What the task asks: Every line below that contains "components" is to be copied.

Available data:
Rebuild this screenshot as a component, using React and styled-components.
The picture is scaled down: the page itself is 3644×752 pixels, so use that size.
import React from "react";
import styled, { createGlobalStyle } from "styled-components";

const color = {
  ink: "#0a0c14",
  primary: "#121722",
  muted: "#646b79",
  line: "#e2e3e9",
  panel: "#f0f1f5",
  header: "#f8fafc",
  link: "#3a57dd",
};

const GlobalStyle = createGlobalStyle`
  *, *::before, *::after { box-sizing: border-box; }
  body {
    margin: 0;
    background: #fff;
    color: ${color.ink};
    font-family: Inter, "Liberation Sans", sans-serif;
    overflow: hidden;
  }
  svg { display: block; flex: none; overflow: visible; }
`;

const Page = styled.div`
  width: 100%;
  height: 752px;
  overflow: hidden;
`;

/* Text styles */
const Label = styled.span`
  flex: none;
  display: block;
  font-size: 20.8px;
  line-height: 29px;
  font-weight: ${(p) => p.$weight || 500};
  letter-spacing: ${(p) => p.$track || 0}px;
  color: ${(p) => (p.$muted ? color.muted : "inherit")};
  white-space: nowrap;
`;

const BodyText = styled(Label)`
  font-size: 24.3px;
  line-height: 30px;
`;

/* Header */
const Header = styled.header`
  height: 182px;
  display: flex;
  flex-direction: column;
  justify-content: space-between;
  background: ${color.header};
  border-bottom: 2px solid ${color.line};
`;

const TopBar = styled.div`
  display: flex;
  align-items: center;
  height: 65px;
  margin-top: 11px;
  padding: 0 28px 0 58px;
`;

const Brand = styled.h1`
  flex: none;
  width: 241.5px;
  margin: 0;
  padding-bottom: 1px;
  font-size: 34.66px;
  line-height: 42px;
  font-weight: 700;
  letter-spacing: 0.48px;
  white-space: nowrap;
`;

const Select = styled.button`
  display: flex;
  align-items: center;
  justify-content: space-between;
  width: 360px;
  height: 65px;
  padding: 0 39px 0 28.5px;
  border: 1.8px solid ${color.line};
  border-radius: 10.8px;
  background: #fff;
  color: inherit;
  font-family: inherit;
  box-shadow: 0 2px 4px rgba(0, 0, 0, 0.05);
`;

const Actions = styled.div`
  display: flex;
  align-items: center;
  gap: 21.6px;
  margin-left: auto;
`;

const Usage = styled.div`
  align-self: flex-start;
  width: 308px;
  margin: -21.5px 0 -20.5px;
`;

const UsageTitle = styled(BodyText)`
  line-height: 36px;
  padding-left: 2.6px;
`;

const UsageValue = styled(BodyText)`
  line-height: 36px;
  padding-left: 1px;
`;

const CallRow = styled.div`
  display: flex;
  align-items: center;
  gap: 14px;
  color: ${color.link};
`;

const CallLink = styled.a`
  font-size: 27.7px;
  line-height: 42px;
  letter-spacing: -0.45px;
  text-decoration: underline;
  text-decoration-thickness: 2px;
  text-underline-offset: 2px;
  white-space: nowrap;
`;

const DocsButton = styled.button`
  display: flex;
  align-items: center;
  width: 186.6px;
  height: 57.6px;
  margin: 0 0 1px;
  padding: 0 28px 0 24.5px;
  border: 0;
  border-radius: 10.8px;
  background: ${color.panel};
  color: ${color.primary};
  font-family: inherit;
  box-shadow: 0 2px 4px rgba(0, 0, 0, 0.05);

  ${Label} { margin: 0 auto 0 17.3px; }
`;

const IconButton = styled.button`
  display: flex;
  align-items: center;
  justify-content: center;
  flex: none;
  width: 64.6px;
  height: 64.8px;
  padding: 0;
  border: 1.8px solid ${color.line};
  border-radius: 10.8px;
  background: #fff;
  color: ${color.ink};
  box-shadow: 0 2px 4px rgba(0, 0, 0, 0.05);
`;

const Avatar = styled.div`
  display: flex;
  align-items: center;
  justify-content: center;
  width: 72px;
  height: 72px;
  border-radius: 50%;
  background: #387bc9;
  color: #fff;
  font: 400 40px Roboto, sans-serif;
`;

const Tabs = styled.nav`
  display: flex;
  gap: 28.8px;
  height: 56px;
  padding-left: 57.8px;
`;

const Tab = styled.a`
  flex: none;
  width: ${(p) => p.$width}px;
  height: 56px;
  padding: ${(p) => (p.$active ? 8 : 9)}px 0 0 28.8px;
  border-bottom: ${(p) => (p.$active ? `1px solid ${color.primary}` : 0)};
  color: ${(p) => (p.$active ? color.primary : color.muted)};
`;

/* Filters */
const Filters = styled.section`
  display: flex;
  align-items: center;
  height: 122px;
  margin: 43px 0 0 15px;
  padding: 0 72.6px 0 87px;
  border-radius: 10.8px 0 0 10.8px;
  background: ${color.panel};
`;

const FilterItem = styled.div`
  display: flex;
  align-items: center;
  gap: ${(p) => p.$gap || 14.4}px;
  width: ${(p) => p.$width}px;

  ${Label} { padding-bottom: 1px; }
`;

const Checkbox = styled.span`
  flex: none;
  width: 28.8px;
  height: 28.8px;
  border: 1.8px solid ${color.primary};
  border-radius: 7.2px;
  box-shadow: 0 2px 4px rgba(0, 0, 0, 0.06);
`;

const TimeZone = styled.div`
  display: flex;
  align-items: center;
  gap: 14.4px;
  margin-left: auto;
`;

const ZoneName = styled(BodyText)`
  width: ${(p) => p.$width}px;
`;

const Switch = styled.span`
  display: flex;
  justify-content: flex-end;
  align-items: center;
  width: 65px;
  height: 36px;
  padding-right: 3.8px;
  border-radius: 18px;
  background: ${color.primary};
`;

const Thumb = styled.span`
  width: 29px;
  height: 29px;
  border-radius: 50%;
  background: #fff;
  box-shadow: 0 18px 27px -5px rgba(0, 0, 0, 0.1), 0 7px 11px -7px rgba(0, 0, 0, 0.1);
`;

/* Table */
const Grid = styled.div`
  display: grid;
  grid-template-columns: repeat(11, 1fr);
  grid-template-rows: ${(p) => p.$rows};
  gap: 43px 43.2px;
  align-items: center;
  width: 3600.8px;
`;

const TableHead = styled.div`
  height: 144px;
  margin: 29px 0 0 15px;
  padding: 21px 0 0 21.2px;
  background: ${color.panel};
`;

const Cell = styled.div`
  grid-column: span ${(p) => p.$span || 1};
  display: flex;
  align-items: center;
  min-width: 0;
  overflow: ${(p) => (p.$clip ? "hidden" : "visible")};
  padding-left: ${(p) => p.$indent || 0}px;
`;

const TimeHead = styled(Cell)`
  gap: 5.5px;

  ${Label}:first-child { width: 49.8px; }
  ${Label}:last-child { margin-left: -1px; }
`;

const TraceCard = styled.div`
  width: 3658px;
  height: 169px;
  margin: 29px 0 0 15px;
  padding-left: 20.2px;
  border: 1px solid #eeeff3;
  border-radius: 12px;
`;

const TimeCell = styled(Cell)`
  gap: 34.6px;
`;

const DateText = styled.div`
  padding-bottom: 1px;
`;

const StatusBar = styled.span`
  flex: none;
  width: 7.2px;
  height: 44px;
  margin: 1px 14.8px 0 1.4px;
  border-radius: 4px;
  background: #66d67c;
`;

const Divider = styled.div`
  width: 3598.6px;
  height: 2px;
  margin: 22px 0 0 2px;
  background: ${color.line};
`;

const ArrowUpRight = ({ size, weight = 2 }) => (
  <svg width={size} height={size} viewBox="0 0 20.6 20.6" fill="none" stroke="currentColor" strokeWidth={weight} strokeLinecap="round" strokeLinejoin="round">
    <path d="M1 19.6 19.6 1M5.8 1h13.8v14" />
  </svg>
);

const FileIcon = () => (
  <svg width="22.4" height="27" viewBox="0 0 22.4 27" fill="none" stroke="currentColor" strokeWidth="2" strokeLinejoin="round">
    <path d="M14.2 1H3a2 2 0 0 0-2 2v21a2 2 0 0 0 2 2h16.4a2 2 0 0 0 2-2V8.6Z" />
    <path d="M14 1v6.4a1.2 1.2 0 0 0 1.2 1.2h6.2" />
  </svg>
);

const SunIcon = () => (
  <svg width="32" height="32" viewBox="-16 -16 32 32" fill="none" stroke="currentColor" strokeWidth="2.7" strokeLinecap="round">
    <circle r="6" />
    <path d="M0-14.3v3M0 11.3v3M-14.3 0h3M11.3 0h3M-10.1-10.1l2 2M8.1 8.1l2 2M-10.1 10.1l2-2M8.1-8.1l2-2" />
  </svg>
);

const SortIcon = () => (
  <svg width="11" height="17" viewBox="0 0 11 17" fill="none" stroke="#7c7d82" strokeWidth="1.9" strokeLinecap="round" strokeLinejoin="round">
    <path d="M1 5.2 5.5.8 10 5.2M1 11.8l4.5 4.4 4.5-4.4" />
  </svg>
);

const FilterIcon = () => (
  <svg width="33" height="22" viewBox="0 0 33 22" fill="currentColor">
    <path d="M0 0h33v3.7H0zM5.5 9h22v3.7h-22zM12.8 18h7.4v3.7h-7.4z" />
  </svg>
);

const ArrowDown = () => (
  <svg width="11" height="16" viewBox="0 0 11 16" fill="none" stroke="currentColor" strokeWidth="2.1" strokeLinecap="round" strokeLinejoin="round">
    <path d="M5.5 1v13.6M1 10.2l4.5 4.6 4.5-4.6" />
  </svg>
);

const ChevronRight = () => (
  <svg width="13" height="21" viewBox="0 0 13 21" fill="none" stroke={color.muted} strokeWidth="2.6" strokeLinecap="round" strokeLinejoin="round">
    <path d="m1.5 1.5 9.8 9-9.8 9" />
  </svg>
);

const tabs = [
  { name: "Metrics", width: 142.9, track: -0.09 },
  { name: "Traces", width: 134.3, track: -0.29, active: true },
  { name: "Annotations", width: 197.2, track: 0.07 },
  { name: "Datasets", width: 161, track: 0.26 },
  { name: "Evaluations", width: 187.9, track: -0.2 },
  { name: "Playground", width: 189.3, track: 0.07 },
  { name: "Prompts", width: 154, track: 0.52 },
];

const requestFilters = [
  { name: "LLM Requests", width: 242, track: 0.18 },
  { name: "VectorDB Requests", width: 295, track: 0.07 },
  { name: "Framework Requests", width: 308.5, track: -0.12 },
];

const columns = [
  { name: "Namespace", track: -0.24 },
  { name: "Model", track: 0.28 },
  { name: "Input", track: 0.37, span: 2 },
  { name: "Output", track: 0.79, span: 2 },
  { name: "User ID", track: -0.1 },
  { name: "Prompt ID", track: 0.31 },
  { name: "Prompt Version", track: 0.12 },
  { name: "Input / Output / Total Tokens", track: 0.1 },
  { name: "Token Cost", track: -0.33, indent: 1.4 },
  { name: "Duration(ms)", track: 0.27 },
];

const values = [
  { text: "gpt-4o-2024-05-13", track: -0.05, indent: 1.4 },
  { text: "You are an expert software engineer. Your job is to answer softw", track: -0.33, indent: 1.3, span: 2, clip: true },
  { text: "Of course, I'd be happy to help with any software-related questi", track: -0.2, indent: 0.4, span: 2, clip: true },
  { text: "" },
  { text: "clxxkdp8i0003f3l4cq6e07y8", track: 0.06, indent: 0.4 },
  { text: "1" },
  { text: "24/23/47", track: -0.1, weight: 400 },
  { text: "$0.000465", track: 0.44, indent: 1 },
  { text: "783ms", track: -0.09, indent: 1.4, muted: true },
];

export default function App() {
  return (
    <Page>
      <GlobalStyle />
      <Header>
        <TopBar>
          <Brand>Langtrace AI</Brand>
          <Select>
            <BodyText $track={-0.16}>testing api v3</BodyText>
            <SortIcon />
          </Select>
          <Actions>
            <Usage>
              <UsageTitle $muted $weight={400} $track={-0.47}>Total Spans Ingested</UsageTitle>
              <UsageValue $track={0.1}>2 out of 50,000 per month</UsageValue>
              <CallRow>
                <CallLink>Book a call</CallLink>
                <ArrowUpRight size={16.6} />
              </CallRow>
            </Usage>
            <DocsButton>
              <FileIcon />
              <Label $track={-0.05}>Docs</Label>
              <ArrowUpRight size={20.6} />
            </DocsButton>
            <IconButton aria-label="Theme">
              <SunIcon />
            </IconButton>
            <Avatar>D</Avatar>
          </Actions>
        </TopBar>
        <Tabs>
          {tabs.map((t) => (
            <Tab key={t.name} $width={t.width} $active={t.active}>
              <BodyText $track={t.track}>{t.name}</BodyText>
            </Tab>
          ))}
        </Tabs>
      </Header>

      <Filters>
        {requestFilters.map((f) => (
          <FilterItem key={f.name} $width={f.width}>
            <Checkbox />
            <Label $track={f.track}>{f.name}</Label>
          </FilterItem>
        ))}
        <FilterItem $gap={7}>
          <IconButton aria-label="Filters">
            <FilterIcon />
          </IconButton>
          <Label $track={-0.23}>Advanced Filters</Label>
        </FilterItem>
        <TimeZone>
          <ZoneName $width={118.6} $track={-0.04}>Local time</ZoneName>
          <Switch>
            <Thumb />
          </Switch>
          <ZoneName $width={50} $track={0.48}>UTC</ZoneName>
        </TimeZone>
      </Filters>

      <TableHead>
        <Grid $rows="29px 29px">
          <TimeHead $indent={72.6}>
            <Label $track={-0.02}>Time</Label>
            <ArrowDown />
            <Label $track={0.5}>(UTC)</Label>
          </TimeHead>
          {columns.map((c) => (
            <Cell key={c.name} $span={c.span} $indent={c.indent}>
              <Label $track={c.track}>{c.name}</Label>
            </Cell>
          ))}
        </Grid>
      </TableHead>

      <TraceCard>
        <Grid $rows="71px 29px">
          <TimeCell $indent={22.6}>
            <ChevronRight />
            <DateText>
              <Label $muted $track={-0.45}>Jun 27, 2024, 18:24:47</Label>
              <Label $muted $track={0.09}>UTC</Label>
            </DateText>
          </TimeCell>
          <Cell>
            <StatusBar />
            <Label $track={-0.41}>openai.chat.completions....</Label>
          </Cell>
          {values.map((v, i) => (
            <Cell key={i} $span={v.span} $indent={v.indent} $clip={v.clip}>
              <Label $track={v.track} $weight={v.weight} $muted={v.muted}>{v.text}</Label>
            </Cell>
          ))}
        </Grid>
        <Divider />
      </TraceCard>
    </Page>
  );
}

The solution:
Rebuild this screenshot as a component, using React and styled-components.
import styled, { createGlobalStyle } from "styled-components";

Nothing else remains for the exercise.